= WRITTEN PROBLEM =
Select the lines that contain "would" and copy each of them.

Rows from a dataset
═══

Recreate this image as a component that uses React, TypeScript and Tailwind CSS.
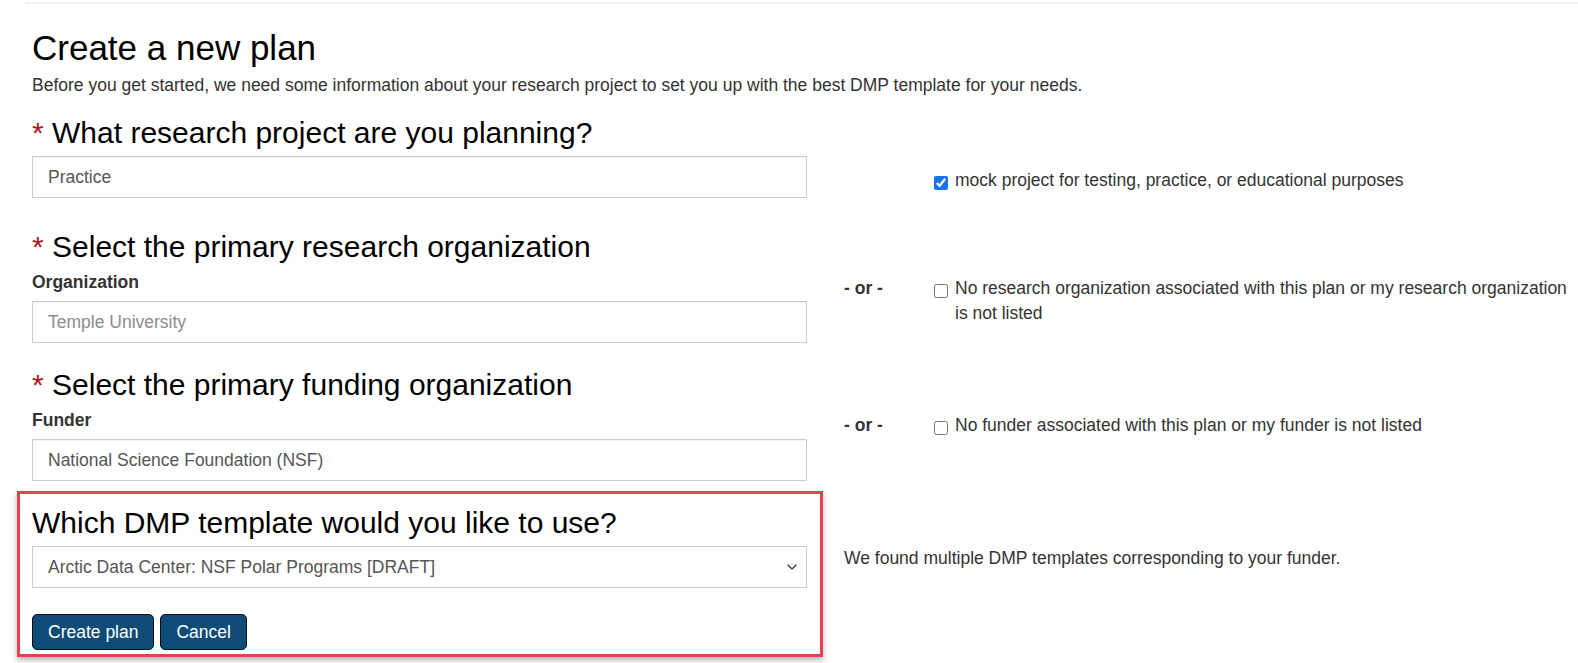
import React from 'react';
import { ChevronDown } from 'lucide-react';

const Req: React.FC<{ children: React.ReactNode; className?: string }> = ({ children, className }) => (
  <h2 className={`text-[30px] leading-[34px] text-black font-normal ${className ?? ''}`}>
    <span className="text-[#b0171f]">*</span> {children}
  </h2>
);

const Field: React.FC<{ value: string; muted?: boolean }> = ({ value, muted }) => (
  <div
    className={`h-[42px] w-[775px] border border-[#cccccc] shadow-[inset_0_1px_1px_rgba(0,0,0,0.06)] flex items-center pl-[15px] text-[17.5px] ${
      muted ? 'text-[#8c8c8c]' : 'text-[#555555]'
    }`}
  >
    {value}
  </div>
);

const Check: React.FC<{ checked?: boolean; children: React.ReactNode }> = ({ checked, children }) => (
  <label className="flex items-start gap-[7px] text-[17.5px] leading-[25px] text-[#333333]">
    <input
      type="checkbox"
      defaultChecked={checked}
      className="mt-[8px] m-0 w-[14px] h-[14px] shrink-0 accent-[#1a73e8]"
    />
    <span>{children}</span>
  </label>
);

const Or: React.FC = () => (
  <div className="w-[90px] shrink-0 text-[17.5px] leading-[25px] font-bold text-[#333333]">- or -</div>
);

export default function App() {
  return (
    <div className="min-h-[663px] w-full bg-white font-['Liberation_Sans',Arial,sans-serif] text-[#333333]">
      {/* top divider */}
      <div className="pt-[2px] pl-[25px]">
        <div className="h-[2px] bg-[#eeeeee]" />
      </div>

      <div className="pl-[32px]">
        <h1 className="mt-[25px] text-[35px] leading-[38px] text-black font-normal">Create a new plan</h1>
        <p className="mt-[6px] text-[17.5px] leading-[24px]">
          Before you get started, we need some information about your research project to set you up with the best DMP
          template for your needs.
        </p>

        {/* project */}
        <div className="mt-[19px] flex">
          <div className="w-[775px] shrink-0">
            <Req>What research project are you planning?</Req>
            <div className="mt-[6px]">
              <Field value="Practice" />
            </div>
          </div>
          <div className="ml-[37px] mt-[52px] flex">
            <div className="w-[90px] shrink-0" />
            <Check checked>mock project for testing, practice, or educational purposes</Check>
          </div>
        </div>

        {/* organization */}
        <div className="mt-[32px] flex">
          <div className="w-[775px] shrink-0">
            <Req>Select the primary research organization</Req>
            <div className="mt-[7px] text-[17.5px] leading-[22px] font-bold text-[#333333]">Organization</div>
            <div className="mt-[8px]">
              <Field value="Temple University" muted />
            </div>
          </div>
          <div className="ml-[37px] mt-[46px] flex flex-1 pr-[6px]">
            <Or />
            <Check>
              No research organization associated with this plan or my research organization is not listed
            </Check>
          </div>
        </div>

        {/* funder */}
        <div className="mt-[25px] flex">
          <div className="w-[775px] shrink-0">
            <Req>Select the primary funding organization</Req>
            <div className="mt-[7px] text-[17.5px] leading-[22px] font-bold text-[#333333]">Funder</div>
            <div className="mt-[8px]">
              <Field value="National Science Foundation (NSF)" />
            </div>
          </div>
          <div className="ml-[37px] mt-[45px] flex">
            <Or />
            <Check>No funder associated with this plan or my funder is not listed</Check>
          </div>
        </div>

        {/* template */}
        <div className="mt-[10px] flex">
          <div className="-ml-[15px] w-[806px] shrink-0 border-[3px] border-[#e5434f] shadow-[0_3px_6px_rgba(0,0,0,0.3)] pl-[12px] pr-[13px] pt-[12px] pb-[4px]">
            <h2 className="text-[30px] leading-[34px] text-black font-normal">Which DMP template would you like to use?</h2>
            <div className="mt-[6px] h-[42px] w-[775px] border border-[#cccccc] flex items-center justify-between pl-[15px] pr-[6px] text-[17.5px] text-[#555555]">
              <span>Arctic Data Center: NSF Polar Programs [DRAFT]</span>
              <ChevronDown size={16} strokeWidth={2.2} className="text-[#444444]" />
            </div>
            <div className="mt-[26px] flex gap-[6px]">
              <button className="h-[36px] px-[15px] rounded-[5px] border border-[#111111] bg-[#0e4c77] text-white text-[17.5px]">
                Create plan
              </button>
              <button className="h-[36px] px-[15px] rounded-[5px] border border-[#111111] bg-[#0e4c77] text-white text-[17.5px]">
                Cancel
              </button>
            </div>
          </div>
          <div className="ml-[21px] mt-[55px] text-[17.5px] leading-[25px] text-[#333333]">
            We found multiple DMP templates corresponding to your funder.
          </div>
        </div>
      </div>
    </div>
  );
}
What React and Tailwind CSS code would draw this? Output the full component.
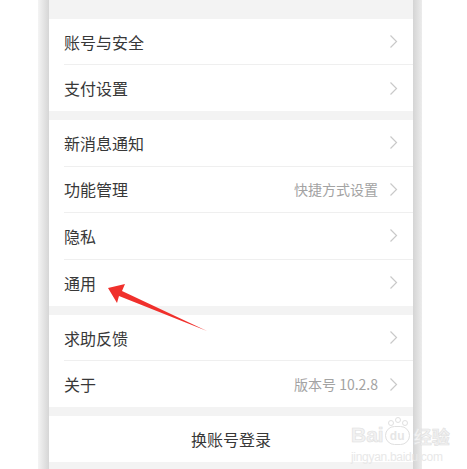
const font = { fontFamily: '"Noto Sans CJK SC", "Noto Sans", sans-serif' };

function Chevron() {
  return (
    <svg width="9" height="15" viewBox="0 0 9 15" className="shrink-0">
      <path d="M1.5 1.5 L7.5 7.5 L1.5 13.5" fill="none" stroke="#c9c9c9" strokeWidth="1.2" />
    </svg>
  );
}

function Row({ label, value, last, h = 'h-[46px]' }) {
  return (
    <div className={`flex items-stretch bg-white pl-[15px] ${h}`}>
      <div
        className={`flex flex-1 items-center pr-[15px] ${
          last ? '' : 'border-b border-[#efefef]'
        }`}
      >
        <span className="flex-1 text-[16px] text-[#383838]">{label}</span>
        {value && <span className="mr-[11px] text-[14px] text-[#a3a3a3]">{value}</span>}
        <Chevron />
      </div>
    </div>
  );
}

export default function App() {
  return (
    <div className="relative h-[469px] w-[467px] overflow-hidden bg-white" style={font}>
      <div className="flex h-full">
        <div className="w-[38px] bg-white" />
        <div className="w-[11px] bg-gradient-to-r from-[#f4f4f4] to-[#d6d6d6]" />

        <div className="flex w-[364px] flex-col bg-[#f3f3f3]">
          <div className="h-[19px]" />
          <Row label="账号与安全" />
          <Row label="支付设置" last />
          <div className="h-[9px]" />
          <Row label="新消息通知" h="h-[46.5px]" />
          <Row label="功能管理" value="快捷方式设置" h="h-[46.5px]" />
          <Row label="隐私" h="h-[46.5px]" />
          <Row label="通用" last h="h-[46.5px]" />
          <div className="h-[9px]" />
          <Row label="求助反馈" />
          <Row label="关于" value="版本号 10.2.8" last />
          <div className="h-[9px]" />
          <div className="flex h-[46px] items-center justify-center bg-white text-[16px] text-[#383838]">
            换账号登录
          </div>
        </div>

        <div className="w-[9px] bg-gradient-to-r from-[#d4d4d4] to-[#ececec]" />
        <div className="flex-1 bg-white" />
      </div>

      {/* red annotation arrow */}
      <svg className="absolute left-0 top-0" width="467" height="469">
        <polygon
          points="108,288 125,284 122,291 207,331 119,296 117,303"
          fill="#f0302c"
        />
      </svg>

      {/* watermark */}
      <div className="absolute left-[351px] top-[424px] text-[#f2f2f2]" style={{ fontFamily: '"Liberation Sans", sans-serif' }}>
        <div className="flex items-end leading-none">
          <span className="text-[21px] font-bold" style={{ WebkitTextStroke: '0.6px #e0e0e0' }}>Bai</span>
          <span className="relative ml-[1px] flex h-[19px] w-[25px] items-center justify-center rounded-full border border-[#e0e0e0] text-[12px] font-bold text-[#e6e6e6]">
            du
            <span className="absolute -top-[7px] left-[2px] h-[6px] w-[6px] rounded-full border border-[#e0e0e0]" />
            <span className="absolute -top-[10px] left-[9px] h-[6px] w-[6px] rounded-full border border-[#e0e0e0]" />
            <span className="absolute -top-[7px] left-[16px] h-[6px] w-[6px] rounded-full border border-[#e0e0e0]" />
          </span>
          <span className="ml-[4px] text-[18px] font-bold" style={{ ...font, WebkitTextStroke: '0.6px #e0e0e0' }}>经验</span>
        </div>
        <div className="mt-[3px] text-[12px] tracking-tight text-[#e8e8e8]">jingyan.baidu.com</div>
      </div>
    </div>
  );
}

═══

= FULL ANSWER =
            <h2 className="text-[30px] leading-[34px] text-black font-normal">Which DMP template would you like to use?</h2>
What React and Tailwind CSS code would draw this? Output the full component.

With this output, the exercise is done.